### Supplied material
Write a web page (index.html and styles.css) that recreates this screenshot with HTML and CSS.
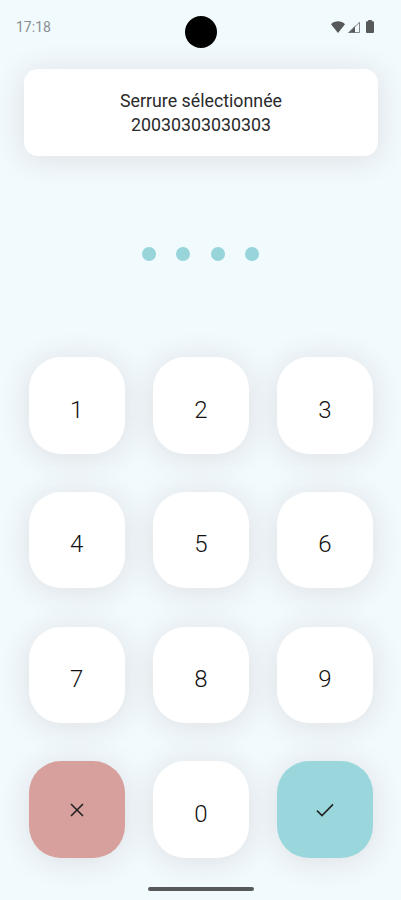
FILE: index.html
```html
<!DOCTYPE html>
<html lang="fr">
<head>
	<title>Serrure</title>
	<meta charset="UTF-8">
	<link rel="stylesheet" href="styles.css">
</head>
<body>
	<div class="statusbar">
		<span class="time">17:18</span>
		<div class="camera"></div>
		<div class="status_icons">
			<svg class="wifi" width="14" height="12" viewBox="0 0 14 12"><path d="M0 3.2C4 -.6 10 -.6 14 3.2L7 12z"/></svg>
			<svg class="signal" width="12" height="12" viewBox="0 0 12 12"><path d="M0 12L7 5v7z"/><path class="signal_line" d="M1.2 11.5L11.5 1.2v10.3z"/></svg>
			<svg class="battery" width="8" height="13" viewBox="0 0 8 13"><path d="M2.2 0h3.6v1.2H7a1 1 0 0 1 1 1V12a1 1 0 0 1-1 1H1a1 1 0 0 1-1-1V2.2a1 1 0 0 1 1-1h1.2z"/></svg>
		</div>
	</div>
	<div class="lock_box">
		<div>Serrure sélectionnée</div>
		<div class="lock_id">20030303030303</div>
	</div>
	<div class="dots">
		<span class="dot"></span>
		<span class="dot"></span>
		<span class="dot"></span>
		<span class="dot"></span>
	</div>
	<div class="keypad">
		<button type="button" class="key">1</button>
		<button type="button" class="key">2</button>
		<button type="button" class="key">3</button>
		<button type="button" class="key">4</button>
		<button type="button" class="key">5</button>
		<button type="button" class="key">6</button>
		<button type="button" class="key">7</button>
		<button type="button" class="key">8</button>
		<button type="button" class="key">9</button>
		<button type="button" class="key key_cancel" aria-label="Annuler">
			<svg class="key_icon" width="14" height="14" viewBox="0 0 14 14"><path d="M1 1l12 12M13 1L1 13"/></svg>
		</button>
		<button type="button" class="key">0</button>
		<button type="button" class="key key_ok" aria-label="Valider">
			<svg class="key_icon" width="18" height="14" viewBox="0 0 18 14"><path d="M1 7.6l5 5L17 1.4"/></svg>
		</button>
	</div>
	<div class="homebar"></div>
</body>
</html>
```
FILE: styles.css
```css
*{
	margin: 0;
	padding: 0;
	box-sizing: border-box;
}
body{
	width: 401px;
	height: 900px;
	overflow: hidden;
	background-color: #f1fafd;
	font-family: Roboto, "Liberation Sans", sans-serif;
	color: #2a2a2a;
}
.statusbar{
	height: 69px;
	padding: 16px 27px 0 16px;
	display: grid;
	grid-template-columns: 1fr 32px 1fr;
	align-items: start;
}
.time{
	margin-top: 3px;
	font-size: 14px;
	line-height: 16px;
	color: #8a8e91;
}
.camera{
	width: 32px;
	height: 32px;
	margin-left: 5.5px;
	border-radius: 50%;
	background-color: black;
}
.status_icons{
	display: flex;
	justify-content: flex-end;
	align-items: center;
	height: 13px;
	margin-top: 4px;
	fill: #56585a;
}
.signal{
	margin-left: 3px;
	margin-right: 6px;
}
.signal_line{
	fill: none;
	stroke: #75787a;
	stroke-width: .9;
}
.lock_box{
	width: 354px;
	height: 87px;
	margin-left: 24px;
	padding-top: 20px;
	border-radius: 14px;
	background-color: white;
	box-shadow: 0 3px 30px rgba(110, 50, 60, .14);
	text-align: center;
	font-size: 17.8px;
	line-height: 24px;
}
.dots{
	display: flex;
	justify-content: center;
	gap: 20.5px;
	margin-top: 91px;
}
.dot{
	width: 14px;
	height: 14px;
	border-radius: 50%;
	background-color: #97d5da;
}
.keypad{
	display: grid;
	grid-template-columns: repeat(3, 96.5px);
	grid-auto-rows: 96.5px;
	column-gap: 27.6px;
	row-gap: 38.2px;
	margin-top: 96.3px;
	margin-left: 28.5px;
}
.key{
	display: flex;
	justify-content: center;
	align-items: center;
	padding-top: 8px;
	border: none;
	border-radius: 32px;
	background-color: white;
	box-shadow: 0 3px 30px rgba(110, 50, 60, .14);
	font-family: inherit;
	font-size: 24px;
	font-weight: 300;
	color: #111;
	cursor: pointer;
}
.key_cancel{
	padding-top: 0;
	background-color: #d7a09d;
}
.key_ok{
	padding-top: 0;
	background-color: #9ad7dd;
}
.key_icon{
	fill: none;
	stroke: #222;
	stroke-width: 1.6;
}
.homebar{
	width: 106px;
	height: 4px;
	margin: 29px auto 0;
	border-radius: 2px;
	background-color: #58595b;
}
```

### Requirements
Using the material above, return every line exactly as it appears, minus the pictures.

### Reply
Write a web page (index.html and styles.css) that recreates this screenshot with HTML and CSS.
FILE: index.html
```html
<!DOCTYPE html>
<html lang="fr">
<head>
	<title>Serrure</title>
	<meta charset="UTF-8">
	<link rel="stylesheet" href="styles.css">
</head>
<body>
	<div class="statusbar">
		<span class="time">17:18</span>
		<div class="camera"></div>
		<div class="status_icons">
			<svg class="wifi" width="14" height="12" viewBox="0 0 14 12"><path d="M0 3.2C4 -.6 10 -.6 14 3.2L7 12z"/></svg>
			<svg class="signal" width="12" height="12" viewBox="0 0 12 12"><path d="M0 12L7 5v7z"/><path class="signal_line" d="M1.2 11.5L11.5 1.2v10.3z"/></svg>
			<svg class="battery" width="8" height="13" viewBox="0 0 8 13"><path d="M2.2 0h3.6v1.2H7a1 1 0 0 1 1 1V12a1 1 0 0 1-1 1H1a1 1 0 0 1-1-1V2.2a1 1 0 0 1 1-1h1.2z"/></svg>
		</div>
	</div>
	<div class="lock_box">
		<div>Serrure sélectionnée</div>
		<div class="lock_id">20030303030303</div>
	</div>
	<div class="dots">
		<span class="dot"></span>
		<span class="dot"></span>
		<span class="dot"></span>
		<span class="dot"></span>
	</div>
	<div class="keypad">
		<button type="button" class="key">1</button>
		<button type="button" class="key">2</button>
		<button type="button" class="key">3</button>
		<button type="button" class="key">4</button>
		<button type="button" class="key">5</button>
		<button type="button" class="key">6</button>
		<button type="button" class="key">7</button>
		<button type="button" class="key">8</button>
		<button type="button" class="key">9</button>
		<button type="button" class="key key_cancel" aria-label="Annuler">
			<svg class="key_icon" width="14" height="14" viewBox="0 0 14 14"><path d="M1 1l12 12M13 1L1 13"/></svg>
		</button>
		<button type="button" class="key">0</button>
		<button type="button" class="key key_ok" aria-label="Valider">
			<svg class="key_icon" width="18" height="14" viewBox="0 0 18 14"><path d="M1 7.6l5 5L17 1.4"/></svg>
		</button>
	</div>
	<div class="homebar"></div>
</body>
</html>
```
FILE: styles.css
```css
*{
	margin: 0;
	padding: 0;
	box-sizing: border-box;
}
body{
	width: 401px;
	height: 900px;
	overflow: hidden;
	background-color: #f1fafd;
	font-family: Roboto, "Liberation Sans", sans-serif;
	color: #2a2a2a;
}
.statusbar{
	height: 69px;
	padding: 16px 27px 0 16px;
	display: grid;
	grid-template-columns: 1fr 32px 1fr;
	align-items: start;
}
.time{
	margin-top: 3px;
	font-size: 14px;
	line-height: 16px;
	color: #8a8e91;
}
.camera{
	width: 32px;
	height: 32px;
	margin-left: 5.5px;
	border-radius: 50%;
	background-color: black;
}
.status_icons{
	display: flex;
	justify-content: flex-end;
	align-items: center;
	height: 13px;
	margin-top: 4px;
	fill: #56585a;
}
.signal{
	margin-left: 3px;
	margin-right: 6px;
}
.signal_line{
	fill: none;
	stroke: #75787a;
	stroke-width: .9;
}
.lock_box{
	width: 354px;
	height: 87px;
	margin-left: 24px;
	padding-top: 20px;
	border-radius: 14px;
	background-color: white;
	box-shadow: 0 3px 30px rgba(110, 50, 60, .14);
	text-align: center;
	font-size: 17.8px;
	line-height: 24px;
}
.dots{
	display: flex;
	justify-content: center;
	gap: 20.5px;
	margin-top: 91px;
}
.dot{
	width: 14px;
	height: 14px;
	border-radius: 50%;
	background-color: #97d5da;
}
.keypad{
	display: grid;
	grid-template-columns: repeat(3, 96.5px);
	grid-auto-rows: 96.5px;
	column-gap: 27.6px;
	row-gap: 38.2px;
	margin-top: 96.3px;
	margin-left: 28.5px;
}
.key{
	display: flex;
	justify-content: center;
	align-items: center;
	padding-top: 8px;
	border: none;
	border-radius: 32px;
	background-color: white;
	box-shadow: 0 3px 30px rgba(110, 50, 60, .14);
	font-family: inherit;
	font-size: 24px;
	font-weight: 300;
	color: #111;
	cursor: pointer;
}
.key_cancel{
	padding-top: 0;
	background-color: #d7a09d;
}
.key_ok{
	padding-top: 0;
	background-color: #9ad7dd;
}
.key_icon{
	fill: none;
	stroke: #222;
	stroke-width: 1.6;
}
.homebar{
	width: 106px;
	height: 4px;
	margin: 29px auto 0;
	border-radius: 2px;
	background-color: #58595b;
}
```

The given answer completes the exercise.